**Aim of the exercise**
Scan the material and copy every line in which "page" appears.
[Start Data provided]
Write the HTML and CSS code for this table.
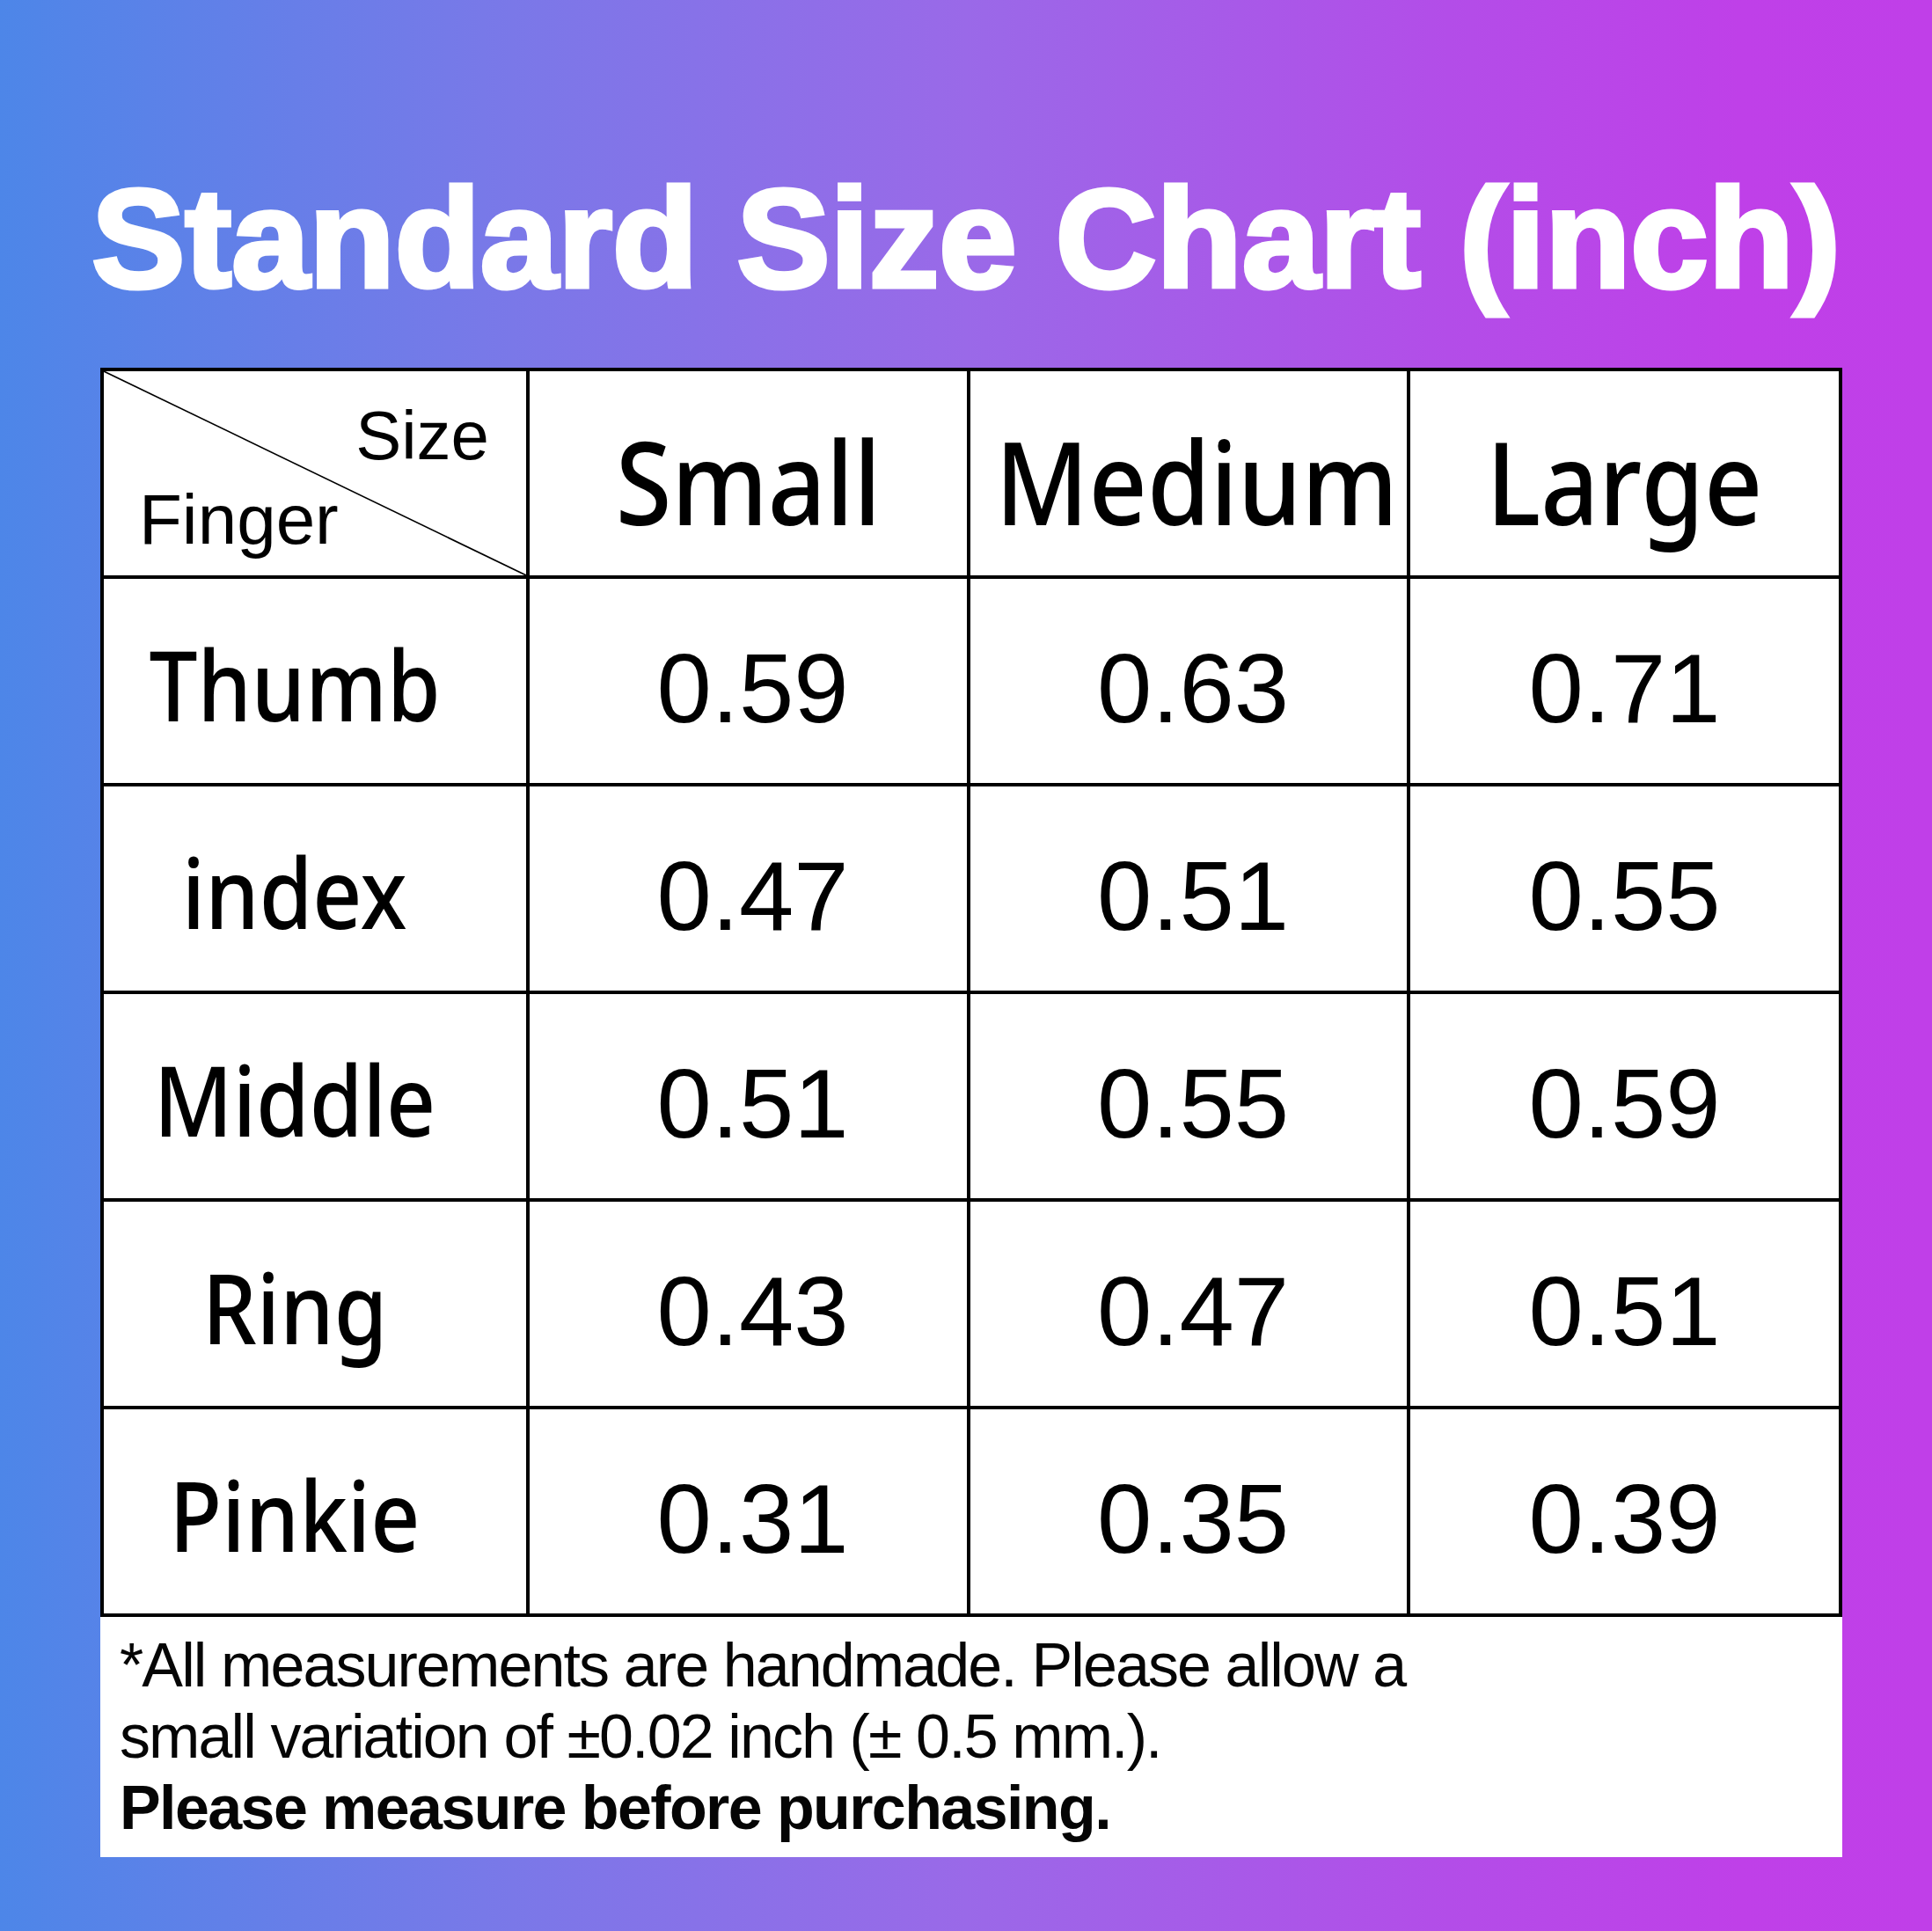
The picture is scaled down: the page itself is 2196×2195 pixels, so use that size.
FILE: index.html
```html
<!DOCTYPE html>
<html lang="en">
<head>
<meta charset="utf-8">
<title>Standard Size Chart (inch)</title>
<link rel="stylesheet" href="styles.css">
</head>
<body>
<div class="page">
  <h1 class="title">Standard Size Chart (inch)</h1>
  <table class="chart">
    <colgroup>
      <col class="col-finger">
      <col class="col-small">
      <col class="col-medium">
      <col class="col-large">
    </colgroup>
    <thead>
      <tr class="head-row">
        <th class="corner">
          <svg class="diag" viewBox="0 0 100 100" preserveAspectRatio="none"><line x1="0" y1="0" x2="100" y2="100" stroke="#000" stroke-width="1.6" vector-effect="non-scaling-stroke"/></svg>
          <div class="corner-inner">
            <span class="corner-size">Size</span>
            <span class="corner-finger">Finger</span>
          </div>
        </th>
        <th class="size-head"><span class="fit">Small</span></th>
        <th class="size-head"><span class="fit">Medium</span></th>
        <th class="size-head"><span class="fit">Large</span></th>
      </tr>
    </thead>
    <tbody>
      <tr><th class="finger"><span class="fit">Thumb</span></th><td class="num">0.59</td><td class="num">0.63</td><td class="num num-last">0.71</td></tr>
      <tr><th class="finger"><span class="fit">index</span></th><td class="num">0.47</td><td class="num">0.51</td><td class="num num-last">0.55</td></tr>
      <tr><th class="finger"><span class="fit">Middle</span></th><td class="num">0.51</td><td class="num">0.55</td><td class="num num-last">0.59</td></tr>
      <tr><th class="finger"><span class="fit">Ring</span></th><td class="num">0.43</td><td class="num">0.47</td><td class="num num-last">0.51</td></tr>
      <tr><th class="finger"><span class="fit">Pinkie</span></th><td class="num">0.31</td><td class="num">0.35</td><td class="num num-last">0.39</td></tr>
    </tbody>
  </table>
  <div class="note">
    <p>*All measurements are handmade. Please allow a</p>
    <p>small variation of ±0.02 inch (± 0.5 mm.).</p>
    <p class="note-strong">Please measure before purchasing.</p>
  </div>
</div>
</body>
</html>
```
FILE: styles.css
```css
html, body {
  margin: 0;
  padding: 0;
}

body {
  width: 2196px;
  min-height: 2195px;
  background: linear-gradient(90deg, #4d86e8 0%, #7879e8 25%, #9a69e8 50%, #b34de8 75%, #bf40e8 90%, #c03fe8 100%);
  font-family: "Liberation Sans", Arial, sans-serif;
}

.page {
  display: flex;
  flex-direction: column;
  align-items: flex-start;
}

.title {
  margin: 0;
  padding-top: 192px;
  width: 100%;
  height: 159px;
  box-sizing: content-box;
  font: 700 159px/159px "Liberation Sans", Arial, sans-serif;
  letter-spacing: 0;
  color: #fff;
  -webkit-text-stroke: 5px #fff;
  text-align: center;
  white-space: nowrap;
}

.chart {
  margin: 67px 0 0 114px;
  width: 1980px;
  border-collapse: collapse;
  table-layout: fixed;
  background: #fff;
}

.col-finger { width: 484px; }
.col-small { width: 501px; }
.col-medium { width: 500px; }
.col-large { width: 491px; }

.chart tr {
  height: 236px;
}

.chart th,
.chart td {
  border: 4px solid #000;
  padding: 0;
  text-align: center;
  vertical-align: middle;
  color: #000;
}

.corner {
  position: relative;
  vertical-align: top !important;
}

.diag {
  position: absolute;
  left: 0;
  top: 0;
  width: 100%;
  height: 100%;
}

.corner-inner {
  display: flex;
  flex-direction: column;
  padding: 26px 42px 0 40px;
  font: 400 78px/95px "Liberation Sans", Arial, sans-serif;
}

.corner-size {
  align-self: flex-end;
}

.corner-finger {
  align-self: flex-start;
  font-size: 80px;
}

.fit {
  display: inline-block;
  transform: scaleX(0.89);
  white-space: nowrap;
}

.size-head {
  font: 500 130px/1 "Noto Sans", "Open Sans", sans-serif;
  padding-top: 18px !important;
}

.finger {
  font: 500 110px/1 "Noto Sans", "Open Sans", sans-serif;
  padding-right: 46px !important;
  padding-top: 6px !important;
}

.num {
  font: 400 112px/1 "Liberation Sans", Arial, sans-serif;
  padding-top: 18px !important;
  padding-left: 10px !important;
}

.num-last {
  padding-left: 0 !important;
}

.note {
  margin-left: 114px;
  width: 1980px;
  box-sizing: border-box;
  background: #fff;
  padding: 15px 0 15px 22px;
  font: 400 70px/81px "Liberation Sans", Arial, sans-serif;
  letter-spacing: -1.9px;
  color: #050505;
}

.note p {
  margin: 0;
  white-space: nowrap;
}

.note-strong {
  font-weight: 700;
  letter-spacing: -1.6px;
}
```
[End Data provided]
**Completed exercise**
The picture is scaled down: the page itself is 2196×2195 pixels, so use that size.
<div class="page">
.page {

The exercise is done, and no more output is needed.